When Oscar Kambona of Tanzania and Kapwewe of Zambia requested the Central Intelligence Agency's (CIA) help to overthrow their former friends, they were plainly told that those leaders were impregnable because they were incorruptible and had no loot stashed in foreign vaults. Obasanjo has given scant attention to the authenticity of the so-called debts we are owing to the Paris Club. When Major General Muhammadu Buhari came to power, assisted by that able Minister of Finance, Dr. Onalapo Soleye, he contracted Barclays Bank of London to verify our debts. The findings, before the investigation was aborted by the IMF coup of August 1985, were revealing.
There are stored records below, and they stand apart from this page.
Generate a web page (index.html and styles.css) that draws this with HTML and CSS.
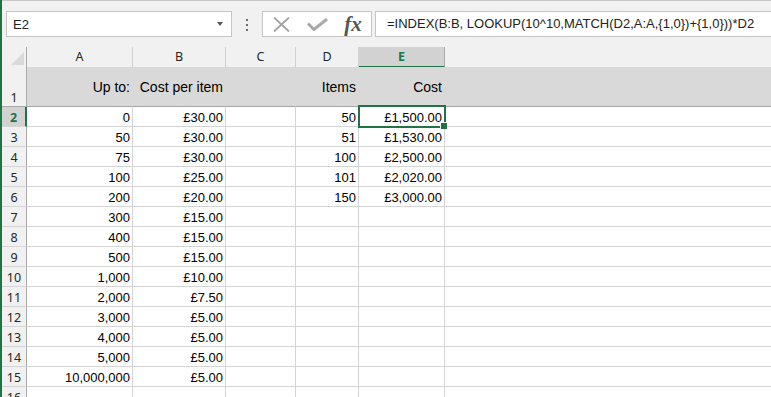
FILE: index.html
```html
<!DOCTYPE html>
<html lang="en">
<head>
<meta charset="utf-8">
<title>Sheet1</title>
<link rel="stylesheet" href="styles.css">
</head>
<body>
<div class="app">
  <div class="bar">
    <div class="namebox"><span>E2</span><span class="caret"></span></div>
    <div class="grip"><i></i><i></i><i></i></div>
    <div class="buttons">
      <span><svg width="17" height="15" viewBox="0 0 17 15"><path d="M1 0.5 L16 14.5 M16 0.5 L1 14.5" stroke="#a3a3a3" stroke-width="1.8" fill="none"/></svg></span>
      <span><svg width="21" height="13" viewBox="0 0 21 13"><path d="M1 5.5 L7 11.5 L20 1" stroke="#a8a8a8" stroke-width="3" fill="none"/></svg></span>
      <span class="fx">fx</span>
    </div>
    <div class="formula">=INDEX(B:B, LOOKUP(10^10,MATCH(D2,A:A,{1,0})+{1,0}))*D2</div>
  </div>

  <div class="sheet">
    <div class="row head">
      <div class="corner"><span class="tri"></span></div>
      <div class="ch">A</div>
      <div class="ch">B</div>
      <div class="ch">C</div>
      <div class="ch">D</div>
      <div class="ch sel">E</div>
      <div class="ch last"></div>
    </div>
    <div class="row r1">
      <div class="rh">1</div>
      <div class="c">Up to:</div>
      <div class="c">Cost per item</div>
      <div class="c"></div>
      <div class="c">Items</div>
      <div class="c">Cost</div>
      <div class="c last"></div>
    </div>
    <div class="row">
      <div class="rh sel">2</div>
      <div class="c">0</div>
      <div class="c">£30.00</div>
      <div class="c"></div>
      <div class="c">50</div>
      <div class="c active">£1,500.00</div>
      <div class="c last"></div>
    </div>
    <div class="row">
      <div class="rh">3</div>
      <div class="c">50</div>
      <div class="c">£30.00</div>
      <div class="c"></div>
      <div class="c">51</div>
      <div class="c">£1,530.00</div>
      <div class="c last"></div>
    </div>
    <div class="row">
      <div class="rh">4</div>
      <div class="c">75</div>
      <div class="c">£30.00</div>
      <div class="c"></div>
      <div class="c">100</div>
      <div class="c">£2,500.00</div>
      <div class="c last"></div>
    </div>
    <div class="row">
      <div class="rh">5</div>
      <div class="c">100</div>
      <div class="c">£25.00</div>
      <div class="c"></div>
      <div class="c">101</div>
      <div class="c">£2,020.00</div>
      <div class="c last"></div>
    </div>
    <div class="row">
      <div class="rh">6</div>
      <div class="c">200</div>
      <div class="c">£20.00</div>
      <div class="c"></div>
      <div class="c">150</div>
      <div class="c">£3,000.00</div>
      <div class="c last"></div>
    </div>
    <div class="row">
      <div class="rh">7</div>
      <div class="c">300</div>
      <div class="c">£15.00</div>
      <div class="c"></div><div class="c"></div><div class="c"></div>
      <div class="c last"></div>
    </div>
    <div class="row">
      <div class="rh">8</div>
      <div class="c">400</div>
      <div class="c">£15.00</div>
      <div class="c"></div><div class="c"></div><div class="c"></div>
      <div class="c last"></div>
    </div>
    <div class="row">
      <div class="rh">9</div>
      <div class="c">500</div>
      <div class="c">£15.00</div>
      <div class="c"></div><div class="c"></div><div class="c"></div>
      <div class="c last"></div>
    </div>
    <div class="row">
      <div class="rh">10</div>
      <div class="c">1,000</div>
      <div class="c">£10.00</div>
      <div class="c"></div><div class="c"></div><div class="c"></div>
      <div class="c last"></div>
    </div>
    <div class="row">
      <div class="rh">11</div>
      <div class="c">2,000</div>
      <div class="c">£7.50</div>
      <div class="c"></div><div class="c"></div><div class="c"></div>
      <div class="c last"></div>
    </div>
    <div class="row">
      <div class="rh">12</div>
      <div class="c">3,000</div>
      <div class="c">£5.00</div>
      <div class="c"></div><div class="c"></div><div class="c"></div>
      <div class="c last"></div>
    </div>
    <div class="row">
      <div class="rh">13</div>
      <div class="c">4,000</div>
      <div class="c">£5.00</div>
      <div class="c"></div><div class="c"></div><div class="c"></div>
      <div class="c last"></div>
    </div>
    <div class="row">
      <div class="rh">14</div>
      <div class="c">5,000</div>
      <div class="c">£5.00</div>
      <div class="c"></div><div class="c"></div><div class="c"></div>
      <div class="c last"></div>
    </div>
    <div class="row">
      <div class="rh">15</div>
      <div class="c">10,000,000</div>
      <div class="c">£5.00</div>
      <div class="c"></div><div class="c"></div><div class="c"></div>
      <div class="c last"></div>
    </div>
    <div class="row">
      <div class="rh">16</div>
      <div class="c"></div><div class="c"></div><div class="c"></div><div class="c"></div><div class="c"></div>
      <div class="c last"></div>
    </div>
  </div>
</div>
</body>
</html>
```

FILE: styles.css
```css
body{
  margin: 0;
  background: #fff;
  font-family: "Liberation Sans", Arial, sans-serif;
}
.app{
  width: 771px;
  height: 397px;
  overflow: hidden;
  box-sizing: border-box;
  border-left: 2px solid #217346;
  background: #fff;
}

/* formula bar */
.bar{
  height: 47px;
  box-sizing: border-box;
  border-top: 1px solid #c8c8c8;
  background: #f1f1f1;
  display: flex;
  align-items: flex-start;
  padding: 10px 0 0 4px;
}
.namebox{
  width: 226px;
  height: 26px;
  box-sizing: border-box;
  flex: none;
  background: #fff;
  border: 1px solid #c6c6c6;
  display: flex;
  align-items: center;
  justify-content: space-between;
  padding: 0 8px 0 6px;
  font-size: 13px;
  color: #222;
}
.caret{
  width: 0;
  height: 0;
  border-left: 3px solid transparent;
  border-right: 3px solid transparent;
  border-top: 4px solid #595959;
}
.grip{
  width: 30px;
  height: 26px;
  flex: none;
  display: flex;
  flex-direction: column;
  align-items: center;
  gap: 3px;
  padding-top: 8px;
  box-sizing: border-box;
}
.grip i{
  width: 2px;
  height: 2px;
  background: #6d6d6d;
}
.buttons{
  width: 110px;
  height: 26px;
  flex: none;
  box-sizing: border-box;
  border: 1px solid #c6c6c6;
  background: #fff;
  display: flex;
}
.buttons span{
  width: 36px;
  display: flex;
  align-items: center;
  justify-content: center;
}
.buttons svg{
  display: block;
}
.fx{
  font-family: "Liberation Serif", "Times New Roman", serif;
  font-style: italic;
  font-weight: bold;
  font-size: 21px;
  color: #555;
  line-height: 24px;
}
.formula{
  flex: 1;
  margin-left: 3px;
  height: 26px;
  box-sizing: border-box;
  border: 1px solid #c6c6c6;
  border-right: 0;
  background: #fff;
  padding-left: 11px;
  line-height: 24px;
  font-size: 13px;
  color: #222;
  white-space: nowrap;
}

/* grid */
.row{
  display: grid;
  grid-template-columns: 25px 106px 93px 70px 63px 86px 1fr;
  height: 20px;
}
.row.r1{
  height: 40px;
}
.row > div{
  box-sizing: border-box;
}

.corner{
  background: #f1f1f1;
  border-right: 1px solid #ababab;
  border-bottom: 1px solid #ababab;
  display: flex;
  justify-content: flex-end;
  align-items: flex-end;
  padding: 0 2px 2px 0;
}
.tri{
  width: 0;
  height: 0;
  border-left: 13px solid transparent;
  border-bottom: 13px solid #dadada;
}
.ch{
  background: #f1f1f1;
  border-right: 1px solid #d0d0d0;
  border-bottom: 1px solid #ababab;
  text-align: center;
  font-family: "Noto Sans", sans-serif;
  font-size: 12.5px;
  line-height: 19px;
  color: #262626;
}
.ch.sel{
  background: #d2d2d2;
  border-right-color: #ababab;
  border-bottom: 2px solid #217346;
  color: #217346;
  font-weight: bold;
}
.ch.last{
  border-right: 0;
}

.rh{
  background: #f1f1f1;
  border-right: 1px solid #ababab;
  border-bottom: 1px solid #d5d5d5;
  display: flex;
  justify-content: center;
  align-items: flex-end;
  font-family: "Noto Sans", sans-serif;
  font-size: 12.5px;
  line-height: 17px;
  color: #262626;
}
.rh.sel{
  background: #d2d2d2;
  border-right: 2px solid #217346;
  color: #217346;
  font-weight: bold;
}

.c{
  background: #fff;
  border-right: 1px solid #d4d4d4;
  border-bottom: 1px solid #d4d4d4;
  display: flex;
  justify-content: flex-end;
  align-items: flex-end;
  padding: 0 2px 1px 0;
  font-size: 13px;
  line-height: 15px;
  color: #000;
  white-space: nowrap;
}
.c.last{
  border-right: 0;
}
.r1 .rh{
  border-bottom-color: #ababab;
}
.r1 .c{
  background: #d9d9d9;
  border-right-color: #d9d9d9;
  border-bottom-color: #a6a6a6;
  align-items: center;
  padding-bottom: 0;
  font-size: 14px;
  line-height: 16px;
}

/* active cell */
.c.active{
  position: relative;
  z-index: 2;
}
.c.active::before{
  content: "";
  position: absolute;
  top: -2px;
  left: -1px;
  right: -2px;
  bottom: -2px;
  border: 2px solid #217346;
}
.c.active::after{
  content: "";
  position: absolute;
  right: -3px;
  bottom: -3px;
  width: 6px;
  height: 6px;
  background: #217346;
  border-left: 1px solid #fff;
  border-top: 1px solid #fff;
}
```
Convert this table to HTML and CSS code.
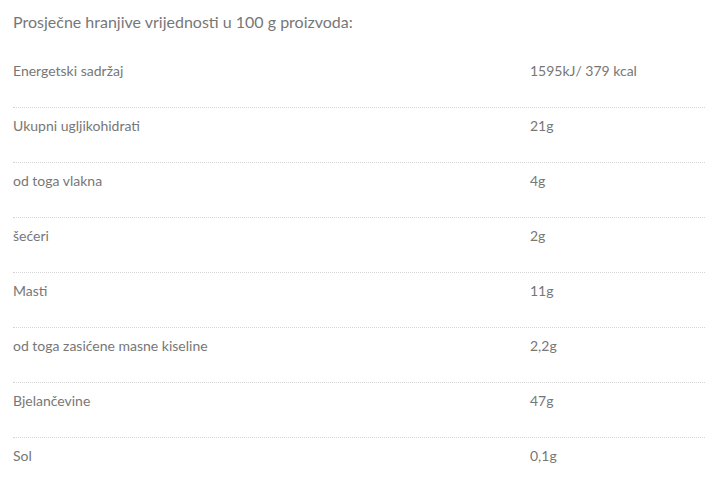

Crooks in the Central Bank, Ministry of Finance and some commercial banks were said to be responsible for the debts we are now saddled with through dubious deals.

 

Obasanjo should order further international investigation of the Paris Club's debts. South Africa and Malaysia should be arbiters. We were sold down the river by a conspiracy of these local interests to overseas creditors of doubtful characters. Many managers of some manufacturing and importing firms were also part of the deals, which accumulated our debts tenfold in compound interests because of default in payments. Most of the imports never came to these shores. Some were just stones and sawdust in containers. Most Nigerian banks, except a few old generation and new ones, are glorified bureaux de change. General Sani Abacha did his best to fight that rot even though he became a man of questionable morals. Banks need further sanitization. Most of the banks thrive on selling foreign exchange. They don't perform essential banking services of sensible leading for productive development like manufacturing. In the words of one Chief Ogunade, an industrialist, they are the "Cowboys of the Nigerian economy".

 

Their lending rates are so high that no farmer or industrialist will take loans and be solvent. This is an area of concern if we are to fight the present general poverty.